What can be more daunting than leaving home for the first time? Leaving home for the first time AND going to live with 5+ strangers. It’s pretty terrifying! Once you get over the initial shock of the fact you now have to be an adult and take care of your self and have done your research, including google searches like ‘how do you work a washing machine?’ (I won’t tell if you don’t). You now realise you are FREE. Sleeping in till noon? Eating ice cream for breakfast? Who cares, you can do what you like.
The night before you’re leaving for university, the nerves kick in. You’re panicking about being so far away from home, you’re wondering what your housemates will be like, will you get on, will you even make any friends on your course, what if nobody likes you, what if you hate your course, I could go on for hours about what could possibly go wrong and trust me the night before we consider everything. I was a bag of nerves pulling up to my university, but luckily the movers (third years) put me at ease straight away, they were so lovely and chatty and I felt right at home.

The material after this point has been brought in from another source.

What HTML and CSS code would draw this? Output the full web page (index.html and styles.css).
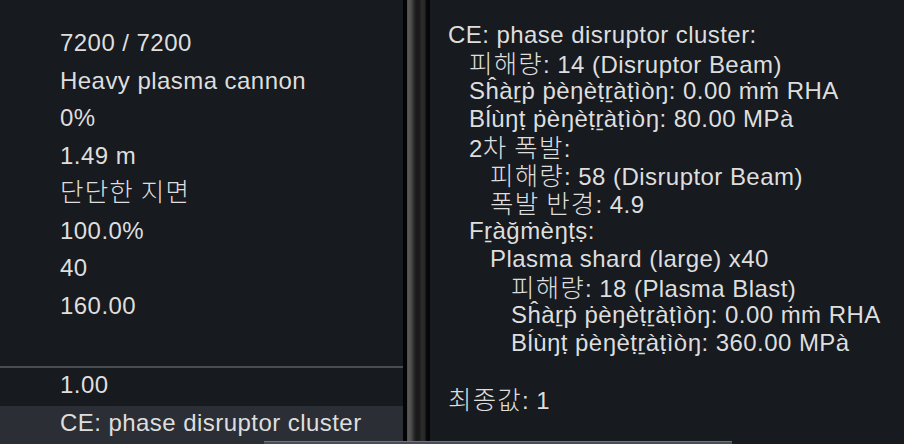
FILE: index.html
```html
<!DOCTYPE html>
<html>
<head>
<meta charset="utf-8">
<link rel="stylesheet" href="styles.css">
</head>
<body>
<div class="screen">
  <div class="left">
    <div class="values">
      <div class="val">7200 / 7200</div>
      <div class="val">Heavy plasma cannon</div>
      <div class="val">0%</div>
      <div class="val">1.49 m</div>
      <div class="val"><span class="ko">단단한 지면</span></div>
      <div class="val">100.0%</div>
      <div class="val">40</div>
      <div class="val">160.00</div>
    </div>
    <div class="rows">
      <div class="row">1.00</div>
      <div class="row selected">CE: phase disruptor cluster</div>
    </div>
  </div>
  <div class="divider"></div>
  <div class="right">
    <div class="ln l0">CE: phase disruptor cluster:</div>
    <div class="ln l1"><span class="ko">피해량</span>: 14 (Disruptor Beam)</div>
    <div class="ln l1">Sĥàṟṗ ṗèŋèṭṟàṭìòŋ: 0.00 ṁṁ RHA</div>
    <div class="ln l1">Bĺùŋṭ ṗèŋèṭṟàṭìòŋ: 80.00 MPà</div>
    <div class="ln l1">2<span class="ko">차 폭발</span>:</div>
    <div class="ln l2"><span class="ko">피해량</span>: 58 (Disruptor Beam)</div>
    <div class="ln l2"><span class="ko">폭발 반경</span>: 4.9</div>
    <div class="ln l1">Fṟàğṁèŋṭṣ:</div>
    <div class="ln l2">Plasma shard (large) x40</div>
    <div class="ln l3"><span class="ko">피해량</span>: 18 (Plasma Blast)</div>
    <div class="ln l3">Sĥàṟṗ ṗèŋèṭṟàṭìòŋ: 0.00 ṁṁ RHA</div>
    <div class="ln l3">Bĺùŋṭ ṗèŋèṭṟàṭìòŋ: 360.00 MPà</div>
    <div class="ln l0">&nbsp;</div>
    <div class="ln l0"><span class="ko">최종값</span>: 1</div>
  </div>
  <div class="hbar"></div>
</div>
</body>
</html>
```

FILE: styles.css
```css
html, body {
  margin: 0;
  padding: 0;
  background: #171a1f;
}
.screen {
  position: relative;
  width: 904px;
  height: 444px;
  overflow: hidden;
  display: flex;
  font-family: "Liberation Sans", "Noto Sans CJK KR", sans-serif;
  font-size: 24px;
  letter-spacing: 0.45px;
  color: #dedede;
}
.ko {
  font-family: "Noto Sans CJK KR", sans-serif;
  font-size: 25.5px;
  font-weight: 300;
  letter-spacing: 1.2px;
  line-height: 1;
}
.left {
  width: 403px;
  flex: none;
  background: #171a1f;
  display: flex;
  flex-direction: column;
}
.values {
  height: 370px;
  box-sizing: border-box;
  padding-top: 24px;
  padding-left: 60px;
  border-bottom: 2px solid #4b4c4f;
}
.val {
  height: 37.5px;
  line-height: 37.5px;
  white-space: nowrap;
}
.rows {
  display: flex;
  flex-direction: column;
}
.row {
  height: 38px;
  box-sizing: border-box;
  line-height: 33px;
  padding-left: 60px;
  white-space: nowrap;
}
.row.selected {
  background: #2b2f35;
}
.divider {
  width: 27px;
  flex: none;
  background: linear-gradient(to right,
    #030303 0px, #050505 4px,
    #4c4c4c 4px, #5a5a5a 6px, #444444 9px, #2a2a2a 11px,
    #1b1b1b 13px, #191919 16px, #2d2d2d 19px, #262626 22px,
    #0a0a0a 23px, #040404 27px);
}
.right {
  flex: 1;
  background: #171a1f;
  padding-top: 21px;
  padding-left: 18px;
}
.ln {
  height: 28px;
  line-height: 28px;
  white-space: nowrap;
}
.l1 { padding-left: 21px; }
.l2 { padding-left: 42px; }
.l3 { padding-left: 63px; }
.hbar {
  position: absolute;
  left: 264px;
  top: 441px;
  width: 468px;
  height: 3px;
  box-sizing: border-box;
  border-top: 1px solid #6b7483;
  background: #474e5a;
}
```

After moving all of my things in, I left my dad to start unpacking and I went for a nosey around my home for the next year. One of my flat mates had already moved in so I popped my head around her door and said hi, and the rest is history, we were best friends by that night. As for everyone else it took a bit of getting used to and a lot of drunken games of ‘never have I ever’ for us to finally be comfortable around each other.

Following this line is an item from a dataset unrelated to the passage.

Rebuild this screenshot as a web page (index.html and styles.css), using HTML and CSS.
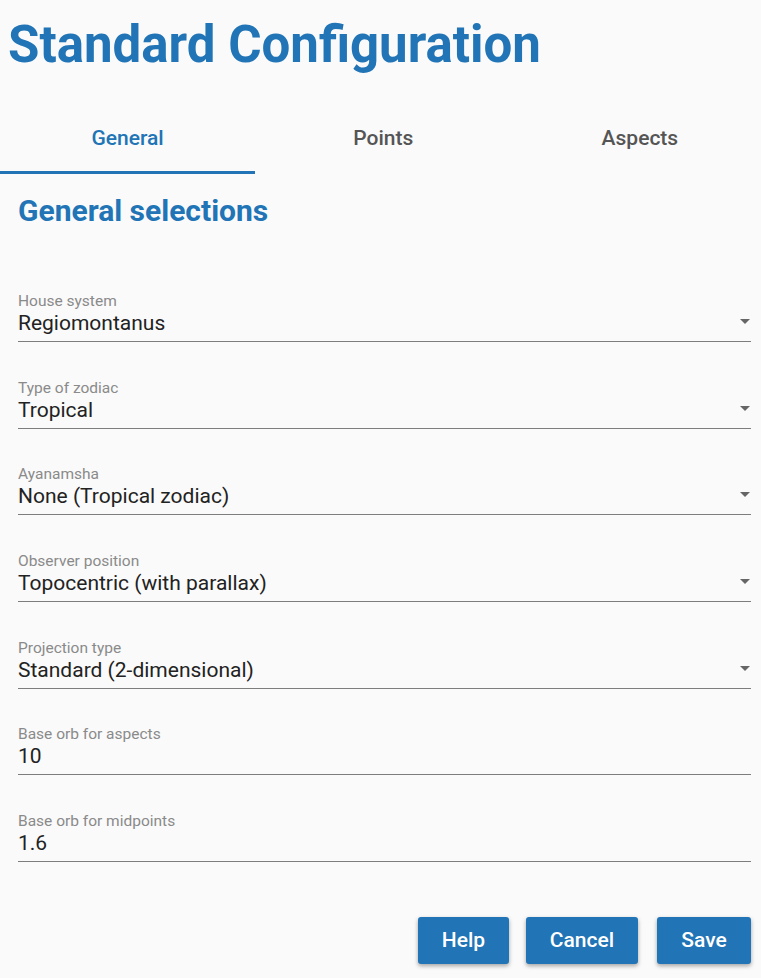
FILE: index.html
```html
<!DOCTYPE html>
<html lang="en">
<head>
<meta charset="utf-8">
<title>Standard Configuration</title>
<link rel="stylesheet" href="styles.css">
</head>
<body>
<h1 class="title">Standard Configuration</h1>
<nav class="tabs">
  <div class="tab active">General</div>
  <div class="tab">Points</div>
  <div class="tab">Aspects</div>
</nav>
<main class="content">
  <h2 class="section">General selections</h2>
  <div class="fields">
    <div class="field select">
      <div class="label">House system</div>
      <div class="value">Regiomontanus</div>
      <span class="arrow"></span>
    </div>
    <div class="field select">
      <div class="label">Type of zodiac</div>
      <div class="value">Tropical</div>
      <span class="arrow"></span>
    </div>
    <div class="field select">
      <div class="label">Ayanamsha</div>
      <div class="value">None (Tropical zodiac)</div>
      <span class="arrow"></span>
    </div>
    <div class="field select">
      <div class="label">Observer position</div>
      <div class="value">Topocentric (with parallax)</div>
      <span class="arrow"></span>
    </div>
    <div class="field select">
      <div class="label">Projection type</div>
      <div class="value">Standard (2-dimensional)</div>
      <span class="arrow"></span>
    </div>
    <div class="field">
      <div class="label">Base orb for aspects</div>
      <div class="value">10</div>
    </div>
    <div class="field">
      <div class="label">Base orb for midpoints</div>
      <div class="value">1.6</div>
    </div>
  </div>
  <div class="actions">
    <button class="btn help">Help</button>
    <button class="btn cancel">Cancel</button>
    <button class="btn save">Save</button>
  </div>
</main>
</body>
</html>
```
FILE: styles.css
```css
html, body {
  margin: 0;
  padding: 0;
  background: #fafafa;
}
body {
  font-family: Roboto, "Liberation Sans", Arial, sans-serif;
  width: 761px;
  height: 978px;
  overflow: hidden;
}
.title {
  margin: 9px 0 0 0;
  padding-left: 8px;
  font-size: 51px;
  line-height: 72px;
  font-weight: 700;
  color: #2174b5;
}
.tabs {
  display: flex;
  width: 770px;
  margin-top: 24px;
}
.tab {
  flex: 0 0 256.6px;
  height: 66px;
  display: flex;
  align-items: center;
  justify-content: center;
  font-size: 21px;
  font-weight: 500;
  color: #555;
  border-bottom: 3px solid transparent;
  box-sizing: content-box;
}
.tab.active {
  flex-basis: 255px;
  color: #2174b5;
  border-bottom-color: #2174b5;
}
.content {
  padding: 0 10px 0 18px;
}
.section {
  margin: 18.7px 0 0 0;
  font-size: 30px;
  line-height: 36px;
  font-weight: 700;
  color: #2174b5;
}
.fields {
  margin-top: 63.3px;
  display: flex;
  flex-direction: column;
  gap: 36.67px;
}
.field {
  position: relative;
  border-bottom: 1px solid #7d7d7d;
  padding-bottom: 6px;
}
.label {
  font-size: 15.5px;
  line-height: 18px;
  color: #8a8a8a;
}
.value {
  margin-top: 1px;
  font-size: 21px;
  line-height: 24px;
  color: #222;
}
.arrow {
  position: absolute;
  right: 1px;
  top: 27px;
  width: 0;
  height: 0;
  border-left: 5.5px solid transparent;
  border-right: 5.5px solid transparent;
  border-top: 5.5px solid #666;
}
.actions {
  display: flex;
  justify-content: flex-end;
  gap: 18px;
  margin-top: 55px;
}
.btn {
  height: 47px;
  border: none;
  border-radius: 3px;
  background: #2174b5;
  color: #fff;
  font-family: Roboto, "Liberation Sans", Arial, sans-serif;
  font-size: 21px;
  font-weight: 500;
  padding: 0;
  box-shadow: 0 2px 4px rgba(0, 0, 0, 0.35);
}
.help { width: 91px; }
.cancel { width: 112px; margin-left: -1px; }
.save { width: 94px; margin-left: 1px; }
```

However, it wasn’t that straight forward. After I moved everything into my flat I had to say goodbye to my dad, I didn’t think this would be a big issue for me because I was so excited about having my freedom and the fact my dad will only be an hour away, I should have been fine. But as soon as I shut the door to my dad I cried, I mean I really cried. I am now an adult left to fend for myself. How did I think I could do this? I mean I can’t even make toast. I was alone, and how did I know if I would make friends? I’m not exactly the chattiest, confident person and making friends hasn’t always been second nature to me. The question I kept asking myself was ‘have I made a huge mistake?’, but after a few hours and my new house mate asked me to go for a drink, I was fine. I had one friend and how easy was that? I decided I had made the right choice, and that I could definitely do this.
However, the question of whether I had made a mistake by coming to university is a question I asked myself a lot over the last two years of university, and probably something I will continue to ask myself in my third year. I love university and wouldn’t change coming for the world. However, things always go wrong and its all about whether you can pick yourself back up, and with that I have struggled a lot. This blog is basically going to be about my experiences, good and bad and how I have dealt with them. There will definitely be a few embarrassing stories but I’m sure most university students can relate.
I look forward to keeping you updated.